La temuta escalation sul fronte nord di Israele è arrivata, accompagnata da massicci bombardamenti, forse preludio di un’incursione terrestre. L’Idf ha aumentato la pressione su Hezbollah colpendo almeno “1.100 obiettivi” della milizia filoiraniana tra la valle della Bekaa e il sud del Libano e, stando al governo libanese, uccidendo oltre 350 persone, tra cui 24 bambini.
Lo Stato ebraico ha condotto anche un nuovo “raid mirato” sulla periferia sud di Beirut, il quarto dall’inizio della parallela guerra a Gaza e il secondo in appena tre giorni: questa volta l’obiettivo era Ali Karaki, comandante del fronte meridionale – appena nominato – e numero 3 di Hezbollah, la cui sorte non è ancora chiara. Dal canto loro, i miliziani filoiraniani hanno lanciato sul nord di Israele circa 180 razzi, alcuni dei quali a lungo raggio arrivati fino in Cisgiordania, a oltre 100 km dal confine libanese, caduti anche su villaggi palestinesi. Per tutto il giorno le sirene hanno risuonato ad Haifa e dintorni, dove le scuole rimarranno chiuse almeno nella giornata di domani.
In un inedito video messaggio ai cittadini libanesi, il premier Benyamin Netanyahu ha esortato la popolazione civile ad “allontanarsi dalle zone degli attacchi”: “Questa guerra non è contro di voi ma contro Hezbollah”, ha assicurato, mentre i media internazionali già mostravano le immagini di lunghe file di auto e centinaia di famiglia in fuga dalle aree colpite. “Per troppo tempo Hezbollah vi ha usato come scudi umani – ha aggiunto -, ha piazzato razzi nei vostri salotti e missili nei vostri garage. Queste armi sono dirette verso le nostre città. Per difendere il nostro popolo dagli attacchi di Hezbollah, dobbiamo neutralizzarle”. Poco prima, dal bunker di Kirya, il quartier generale della Difesa a Tel Aviv, aveva avvertito: “Non aspettiamo la minaccia, la preveniamo”.
L’obiettivo dichiarato di Israele è eliminare le basi di lancio, le infrastrutture e le scorte di razzi e missili di Hezbollah, riducendo gli attacchi dal Libano e consentire il ritorno degli sfollati nel nord del Paese.

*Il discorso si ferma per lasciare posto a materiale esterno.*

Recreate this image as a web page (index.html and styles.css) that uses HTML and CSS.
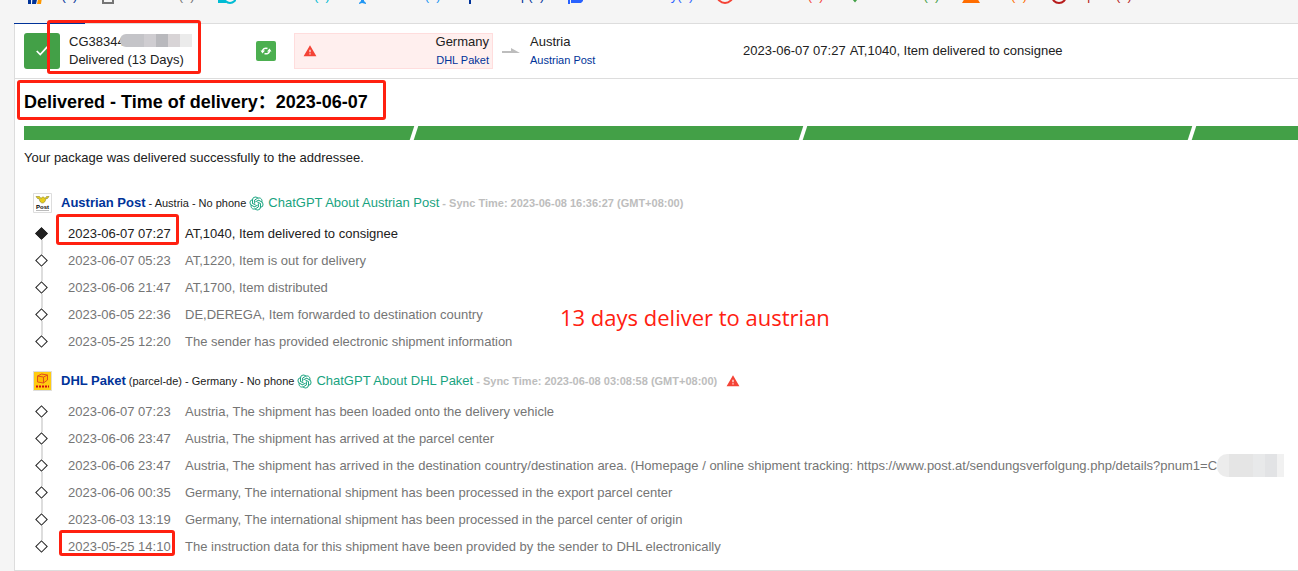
FILE: index.html
```html
<!DOCTYPE html>
<html lang="en">
<head>
  <meta charset="UTF-8">
  <meta name="viewport" content="width=device-width, initial-scale=1.0">
  <title>Tracking</title>
  <link rel="stylesheet" href="styles.css">
</head>
<body>

  <svg class="symbols" aria-hidden="true">
    <symbol id="warn" viewBox="0 0 24 24">
      <path fill="#f44336" d="M1 21h22L12 2 1 21zm12-3h-2v-2h2v2zm0-4h-2v-4h2v4z"/>
    </symbol>
    <symbol id="gpt" viewBox="0 0 24 24">
      <g fill="none" stroke="#19a37f" stroke-width="1.6" stroke-linejoin="round">
        <path id="petal" d="M9 12.2V6.4l4.8-2.8c3.2-1.7 7 .6 7 4.1 0 .8-.1 1.3-.4 2"/>
        <use href="#petal" transform="rotate(60 12 12)"/>
        <use href="#petal" transform="rotate(120 12 12)"/>
        <use href="#petal" transform="rotate(180 12 12)"/>
        <use href="#petal" transform="rotate(240 12 12)"/>
        <use href="#petal" transform="rotate(300 12 12)"/>
      </g>
    </symbol>
  </svg>

  <nav class="tabs">
    <a class="tab all" href="#"><svg viewBox="0 0 18 18"><path fill="#003399" d="M1 4h5v13H3V7H1zM8 4h6l-3 13H7z"/><path fill="#ff9800" d="M15 4h3l-2 13h-4z"/></svg>All(1)</a>
    <a class="tab notfound" href="#"><svg viewBox="0 0 18 18"><path fill="none" stroke="#757575" stroke-width="2" d="M3 2h10v14H3z"/></svg>Not found(0)</a>
    <a class="tab info" href="#"><svg viewBox="0 0 18 18"><path fill="#00bcd4" d="M0 12h8v4H0z"/><circle cx="12" cy="10" r="6" fill="none" stroke="#00bcd4" stroke-width="2"/></svg>Info received(0)</a>
    <a class="tab transit" href="#"><svg viewBox="0 0 18 18"><path fill="#2196f3" d="M8 2h3v5l6 4v2l-6-2v3l2 2v1l-4-1-3 1v-1l2-2v-3l-6 2v-2l6-4z"/></svg>In transit(0)</a>
    <a class="tab pickup" href="#"><svg viewBox="0 0 18 18"><path fill="#003399" d="M5 2h8v9H7v6H5z"/></svg>Pick up(0)</a>
    <a class="tab out" href="#"><svg viewBox="0 0 18 18"><path fill="#2962ff" d="M1 4h2v13H1zM4 4h12v10l-2 2H4z"/></svg>Out for delivery(0)</a>
    <a class="tab undelivered" href="#"><svg viewBox="0 0 18 18"><circle cx="9" cy="8" r="8" fill="none" stroke="#f44336" stroke-width="2"/></svg>Undelivered(0)</a>
    <a class="tab delivered" href="#"><svg viewBox="0 0 18 18"><path fill="none" stroke="#43a047" stroke-width="2" d="M3 8l5 6 8-10"/></svg>Delivered(1)</a>
    <a class="tab alert" href="#"><svg viewBox="0 0 18 18"><path fill="#ff6d00" d="M9 1l9 15H0z"/></svg>Alert(0)</a>
    <a class="tab expired" href="#"><svg viewBox="0 0 18 18"><circle cx="9" cy="9" r="7" fill="none" stroke="#b71c1c" stroke-width="2"/></svg>Expired(0)</a>
  </nav>

  <main class="panel">
    <div class="summary">
      <div class="status"><svg viewBox="0 0 24 24"><path fill="none" stroke="#fff" stroke-width="3" d="M3 12l6 6L21 5"/></svg></div>
      <div class="parcel">
        <div>CG38344</div>
        <div>Delivered (13 Days)</div>
        <span class="mosaic mosaic-top"></span>
      </div>
      <button class="refresh" aria-label="Refresh">
        <svg viewBox="0 0 24 24"><path fill="none" stroke="#fff" stroke-width="3" d="M5 13c0-5 5-8 10-6M19 11c0 5-5 8-10 6"/><path fill="#fff" d="M1 11h9l-5 6zM23 13h-9l5-6z"/></svg>
      </button>
      <div class="origin">
        <svg class="warn"><use href="#warn"/></svg>
        <div>
          <div>Germany</div>
          <a href="#">DHL Paket</a>
        </div>
      </div>
      <svg class="arrow" viewBox="0 0 18 6"><path fill="#bdbdbd" d="M0 3h9V0l9 5H0z"/></svg>
      <div class="destination">
        <div>Austria</div>
        <a href="#">Austrian Post</a>
      </div>
      <div class="latest"><time>2023-06-07 07:27</time><span>AT,1040, Item delivered to consignee</span></div>
      <span class="mark mark-parcel"></span>
    </div>

    <section class="detail">
      <h1>Delivered - Time of delivery：2023-06-07<span class="mark mark-title"></span></h1>
      <div class="progress"><i></i><i></i><i></i><i></i></div>
      <p>Your package was delivered successfully to the addressee.</p>

      <section class="carrier">
        <header>
          <svg class="logo" viewBox="0 0 19 20"><path fill="#fff" stroke="#ddd" d="M.5.5h18v19H.5z"/><path fill="#e8cf1c" stroke="#8d8430" stroke-width=".6" d="M3 3.500h3.500l1.500 2c1-2 3-2 4 0l1.500-2H16l-1.500 2H13c-.5 3-2 4.500-3.500 4.500S6.500 8.500 6 5.500H4.500z"/><text x="3" y="16">Post</text><path stroke="#aaa" stroke-width=".8" d="M3 17.500h13"/></svg>
          <a class="name" href="#">Austrian Post</a>
          <span>- Austria</span><span>- No phone</span>
          <a class="gpt" href="#"><svg><use href="#gpt"/></svg>ChatGPT About Austrian Post</a>
          <span class="sync">- Sync Time: 2023-06-08 16:36:27 (GMT+08:00)</span>
        </header>
        <ul>
          <li class="current"><time>2023-06-07 07:27<span class="mark mark-time"></span></time>AT,1040, Item delivered to consignee</li>
          <li><time>2023-06-07 05:23</time>AT,1220, Item is out for delivery</li>
          <li><time>2023-06-06 21:47</time>AT,1700, Item distributed</li>
          <li><time>2023-06-05 22:36</time>DE,DEREGA, Item forwarded to destination country</li>
          <li><time>2023-05-25 12:20</time>The sender has provided electronic shipment information</li>
        </ul>
        <strong class="note">13 days deliver to austrian</strong>
      </section>

      <section class="carrier">
        <header>
          <svg class="logo" viewBox="0 0 19 20"><path fill="#fc1" stroke="#ddd" d="M.5.5h18v19H.5z"/><path fill="#fb0" stroke="#e0501c" d="M4.500 5l4-2 6 1v5l-4 3-6-1zM4.500 5l6 1 4-2M10.500 6v6"/><path stroke="#d40511" stroke-width="2" stroke-dasharray="2 1" d="M3 15.500h13"/></svg>
          <a class="name" href="#">DHL Paket</a>
          <span>(parcel-de)</span><span>- Germany</span><span>- No phone</span>
          <a class="gpt" href="#"><svg><use href="#gpt"/></svg>ChatGPT About DHL Paket</a>
          <span class="sync">- Sync Time: 2023-06-08 03:08:58 (GMT+08:00)</span>
          <svg class="warn"><use href="#warn"/></svg>
        </header>
        <ul>
          <li><time>2023-06-07 07:23</time>Austria, The shipment has been loaded onto the delivery vehicle</li>
          <li><time>2023-06-06 23:47</time>Austria, The shipment has arrived at the parcel center</li>
          <li><time>2023-06-06 23:47</time>Austria, The shipment has arrived in the destination country/destination area. (Homepage / online shipment tracking: https://www.post.at/sendungsverfolgung.php/details?pnum1=C<span class="mosaic mosaic-url"></span></li>
          <li><time>2023-06-06 00:35</time>Germany, The international shipment has been processed in the export parcel center</li>
          <li><time>2023-06-03 13:19</time>Germany, The international shipment has been processed in the parcel center of origin</li>
          <li><time>2023-05-25 14:10<span class="mark mark-last"></span></time>The instruction data for this shipment have been provided by the sender to DHL electronically</li>
        </ul>
      </section>
    </section>
  </main>

</body>
</html>
```
FILE: styles.css
```css
* {
  margin: 0;
  padding: 0;
  box-sizing: border-box;
}

body {
  background-color: #f5f5f5;
  color: #212121;
  font-family: Arial, "Liberation Sans", "Noto Sans CJK SC", sans-serif;
  font-size: 13px;
  line-height: 18px;
}

a {
  color: #003399;
  text-decoration: none;
}

.symbols {
  position: absolute;
  width: 0;
  height: 0;
}

.tabs {
  display: flex;
  align-items: flex-end;
  height: 23px;
  padding: 0 0 18px 25px;
  overflow: hidden;
}

.tab {
  display: flex;
  flex-shrink: 0;
  align-items: center;
  gap: 4px;
  margin-right: 23px;
}

.tab svg {
  width: 18px;
  height: 18px;
}

.notfound { color: #757575; }
.info { color: #00bcd4; }
.transit { color: #2196f3; }
.out { color: #2962ff; }
.undelivered { color: #f44336; }
.delivered { color: #43a047; }
.alert { color: #ff6d00; }
.expired { color: #b71c1c; }

.panel {
  margin-left: 14px;
  background-color: #fff;
  border: 1px solid #ddd;
  border-right: none;
}

.summary {
  position: relative;
  display: flex;
  align-items: center;
  height: 55px;
  padding-left: 9px;
  border-bottom: 1px solid #ddd;
}

.summary::before {
  content: "";
  position: absolute;
  top: -1px;
  left: -1px;
  width: 71px;
  height: 1px;
  background-color: #003399;
}

.status {
  display: flex;
  align-items: center;
  justify-content: center;
  width: 36px;
  height: 36px;
  border-radius: 3px;
  background-color: #43a047;
}

.status svg {
  width: 14px;
  height: 14px;
}

.parcel {
  position: relative;
  width: 187px;
  margin-left: 9px;
}

.refresh {
  display: flex;
  align-items: center;
  justify-content: center;
  width: 20px;
  height: 20px;
  border: none;
  border-radius: 2px;
  background-color: #4caf50;
}

.refresh svg {
  width: 12px;
  height: 12px;
}

.origin {
  display: flex;
  align-items: center;
  justify-content: space-between;
  width: 199px;
  height: 36px;
  margin-left: 18px;
  padding: 0 3px 0 8px;
  border: 1px solid #fdd;
  background-color: #ffefee;
  text-align: right;
}

.origin a,
.destination a {
  display: block;
  font-size: 11px;
}

.warn {
  width: 14px;
  height: 14px;
}

.arrow {
  width: 18px;
  height: 6px;
  margin: 0 10px 0 9px;
}

.destination {
  width: 213px;
}

.latest {
  display: flex;
  gap: 4px;
}

.detail {
  padding: 10px 0 10px 9px;
}

h1 {
  position: relative;
  color: #000;
  font-size: 18px;
  line-height: 26px;
}

.progress {
  display: flex;
  gap: 4px;
  height: 14px;
  margin-top: 11px;
  overflow: hidden;
}

.progress i {
  flex: 0 0 385px;
  background-color: #43a047;
  transform: skewX(-18deg);
}

.progress i:first-child {
  flex-basis: 391px;
  margin-left: -3px;
}

.detail p {
  margin: 9px 0 26px;
}

.carrier {
  position: relative;
  padding-left: 9px;
}

.carrier header {
  display: flex;
  align-items: center;
  height: 20px;
  gap: 3px;
  font-size: 11px;
}

.logo {
  width: 19px;
  height: 20px;
  margin-right: 6px;
}

.logo text {
  font-size: 6px;
  font-weight: bold;
}

.carrier .name {
  font-size: 13px;
  font-weight: bold;
}

.gpt {
  display: flex;
  align-items: center;
  gap: 4px;
  color: #19a37f;
  font-size: 13px;
}

.gpt svg {
  width: 15px;
  height: 15px;
}

.sync {
  color: #bdbdbd;
  font-weight: bold;
}

.carrier header .warn {
  margin-left: 6px;
}

.carrier ul {
  margin: 7px 0 16px;
  list-style: none;
}

.carrier:last-child ul {
  margin-bottom: 0;
}

.carrier li {
  position: relative;
  display: flex;
  height: 27px;
  align-items: center;
  padding-left: 35px;
  color: #757575;
  white-space: nowrap;
}

.carrier .current {
  color: #212121;
}

/* diamond marker */
.carrier li::before {
  content: "";
  position: absolute;
  left: 4px;
  width: 7px;
  height: 7px;
  border: 1px solid #212121;
  background-color: #fff;
  transform: rotate(45deg);
}

.carrier .current::before {
  background-color: #212121;
}

.carrier li:not(:last-child)::after {
  content: "";
  position: absolute;
  top: 20px;
  left: 8px;
  width: 2px;
  height: 14px;
  background-color: #ddd;
}

.carrier time {
  position: relative;
  flex: 0 0 117px;
}

.mosaic-top {
  position: absolute;
  top: 1px;
  left: 51px;
  width: 72px;
  height: 13px;
  border-radius: 6px 0 0 6px;
  background: linear-gradient(90deg, #c4c4c8 0 24px, #cfcdd1 24px 36px, #b9b9bd 36px 48px, #d8d4d6 48px 60px, #ebebeb 60px);
}

.mosaic-url {
  flex: 1;
  max-width: 97px;
  height: 23px;
  margin-right: 14px;
  border-radius: 10px 0 0 10px;
  background: linear-gradient(90deg, #ececec 0 12px, #e5e5e5 12px 36px, #e8e9ea 36px 48px, #e2e3e5 48px 60px, #f1f1f1 60px);
}

/* red annotations */
.mark {
  position: absolute;
  border: 3px solid #ff2010;
  border-radius: 3px;
}

.mark-parcel {
  top: -4px;
  left: 32px;
  width: 154px;
  height: 54px;
}

.mark-title {
  top: -9px;
  left: -7px;
  width: 369px;
  height: 40px;
}

.mark-time {
  top: -11px;
  left: -12px;
  width: 123px;
  height: 31px;
}

.mark-last {
  top: -8px;
  left: -9px;
  width: 116px;
  height: 26px;
}

.note {
  position: absolute;
  top: 109px;
  left: 536px;
  color: #ff2010;
  font-family: "Open Sans", "Noto Sans", sans-serif;
  font-size: 22px;
  font-weight: normal;
  line-height: 30px;
}
```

Ma per il premier libanese Najib Mikati quella di Israele è “una guerra di sterminio” contro il suo popolo. Secondo il ministero della Sanità di Beirut, oltre alle centinaia di vittime, in meno di una settimana si contano circa 5.000 feriti dagli attacchi israeliani, comprese le esplosioni simultanee dei dispositivi wireless in dotazione ai miliziani. “Stiamo lavorando per fermare la nuova guerra israeliana ed evitare il più possibile di cadere nell’ignoto”, ha detto Mikati, invocando “sforzi internazionali collettivi per fare pressione su Israele”. Il presidente americano Joe Biden ha riferito di essere “in contatto con le controparti” per “lavorare a una de-escalation”, che però a questo punto appare sempre più lontana.
L’Iran, che sostiene e arma Hezbollah, ha bollato come “folli” i raid israeliani in Libano, minacciando “conseguenze pericolose della nuova avventura dei sionisti”. Dal Palazzo di Vetro, dove si trova per l’Assemblea generale dell’Onu, il presidente Masoud Pezeshkian ha negato che Teheran voglia destabilizzare la regione e ha puntato il dito contro Israele che, al contrario, “vuole allargare il conflitto”. “Sappiamo meglio di chiunque altro che se scoppiasse una guerra più grande in Medio Oriente, non gioverebbe a nessuno nel mondo”, ha ammonito. L’Iraq ha chiesto una riunione urgente dei Paesi arabi a margine dell’Assemblea per “fermare” lo Stato ebraico, mentre l’Egitto ha sollecitato un intervento del Consiglio di Sicurezza. Intanto Israele continua a decimare la leadership di Hezbollah. “Hassan Nasrallah è rimasto solo al vertice”, ha esultato il ministro della Difesa Yoav Gallant, lasciando intendere di ritenere Ali Karaki morto nell’attacco mirato a Beirut (mentre secondo fonti saudite sarebbe rimasto solo ferito): “Intere unità della Forza Radwan sono state messe fuori servizio e decine di migliaia di razzi sono stati distrutti”, ha rivendicato Gallant. Appena venerdì scorso, in un altro raid sulla periferia meridionale della capitale libanese, l’Idf aveva infatti eliminato il capo militare della forza d’élite di Hezbollah, Ibrahim Aqil, dopo l’uccisione a luglio di Fuad Shukr. Come questi ultimi due anche Karaki, faceva già parte del Consiglio della Jihad, il massimo organo militare del Partito di Dio.